Last Sunday, exactly two hundred years later, a host of students, parents, staff, members of the Jesuit Community, past pupils and guests – many in period dress – assembled before the castle to witness and participate in a pageant to commemorate the arrival of the first Jesuits and pupils as well as many other events in the development of Clongowes over the past 200 years. We were particularly privileged to welcome descendants of the McLornan family, whose journey south was considerably easier and swifter than that of their famous antecedent and we were also visited by the shades of others of our illustrious past pupils down through the ages.

Portraits of the Past
The first of these, Thomas Francis Meagher (of the Sword) was remembered by one of our more illustrious history teachers, Mr. Tony Pierce, while Joycean scholar and erstwhile Headmaster, Fr Bruce Bradley sj, paid tribute to our most famous past pupil James Augustine Aloysius Joyce. Joyce wrote of his time here in A Portrait of an Artist as a Young Man and is today honoured in the school with the library named for him and by the portrait of the artist as a not-so-young-man, which hangs in the Serpentine Gallery. By far the most famous Old Clongownian in 1914 was John Redmond, when it appeared that he was about to become the first Prime Minister of Home Rule Ireland. Redmond gave the keynote speech on Union Day of that year and Old Clongownian Arthur Lappin gave us a flavour of what he said on that sunny day just a century ago.

The most traumatic event in the early history of the school occurred in September of 1886, when the Jesuit Boarding School at Tullabeg (near Tullamore) was amalgamated with Clongowes. The large band of surprised (more or less unwilling) conscripts from Tullabeg who arrived that autumn were unkindly referred to by the Clongownians in residence as ‘Tullabeggars’. They numbered as many as 150 and their arrival had the effect of doubling the size of Clongowes at a stroke. After the passage of 127 years bygones were let go and their ‘virtual’ successors were more warmly welcomed by the present Rhetoric in very convincing costumes.

Absent Friends
Amongst the ‘extras’ which appeared on the bills in the nineteenth century was a charge for fencing lessons, which came as no surprise in 1814, when Napoleon was still at large and many students would opt for military careers after leaving Clongowes. The names of past pupils are to be found in the accounts and rolls of honour of many conflicts both at home and abroad since then. These range from the Crimea to the Second World War by way of the Boer and Great Wars and include no less than four winners of the prestigious Victoria Cross. These men and their peers saw themselves as fighting for Ireland as did the Clongownians who took part in the Young Ireland Rising, the Irish revolution and the ensuing tragic Civil War. These men and their various sacrifices were remembered by an honour guard and a minute’s silence, after which the National Anthem was played.
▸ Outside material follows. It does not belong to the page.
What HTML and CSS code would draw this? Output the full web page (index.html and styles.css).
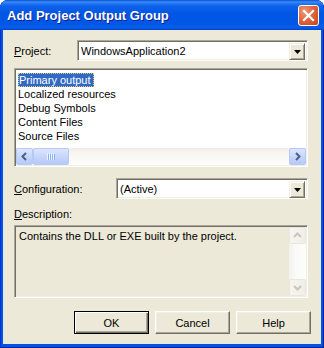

To commemorate the arrival of the first pupil one of his many successors and first among equals, School Captain Peter Stapleton presented a specially commissioned painting of the college to Mr Tony McLornan on behalf of his family. This was followed by the unveiling of a plaque by the Rector, Fr Michael Sheil and Headmaster, Fr Leonard Moloney to commemorate the first rector, Fr Peter Kenney, and the first pupil James McLornan. The pageant concluded with a Celebration of the Eucharist in the Boys’ Chapel followed by a slap up lunch in the refectory just as the rains arrived.

Plus ça change plus c’est la même chose.
The Clongowes of today is different in many ways from the school that welcomed James McLornan two hundred years ago. There are more than ten times as many pupils; they are no longer taught logic, metaphysics, philosophy, dancing and fencing and they are not required to bring six pocket-handkerchiefs with them at the start of the year. The school buildings continue to expand and improve and the facilities available are as far removed from those of 1814 as the school of that year must have seemed to James McLornan to be from his home in Antrim.

But Clongowes is more than bricks and mortar and would be set at naught were it not pursuing its prime educational objective of forming men-for-others; men who will live not for themselves but for God. In addition to the bread and butter of classes and exams the school is rightly proud of the many initiatives that have been introduced over the years designed to foster a faith that does justice. Thus is the physical development of the school mirrored in the spiritual development of its pupils and past pupils so that (in the words of the Headmaster, Fr Leonard Moloney) they ‘will leave the world a better place for having lived amongst us.’

Clongowes has changed much over two centuries and will continue to do so and thereby to grow and prosper, but it is the continuity and fidelity to Christian teaching, and the visions of St Ignatius for the Jesuit mission, and of Fr Peter Kenney for the school he founded in 1814, that will stand to us in the straitened times we live in and the challenges, which lie ahead.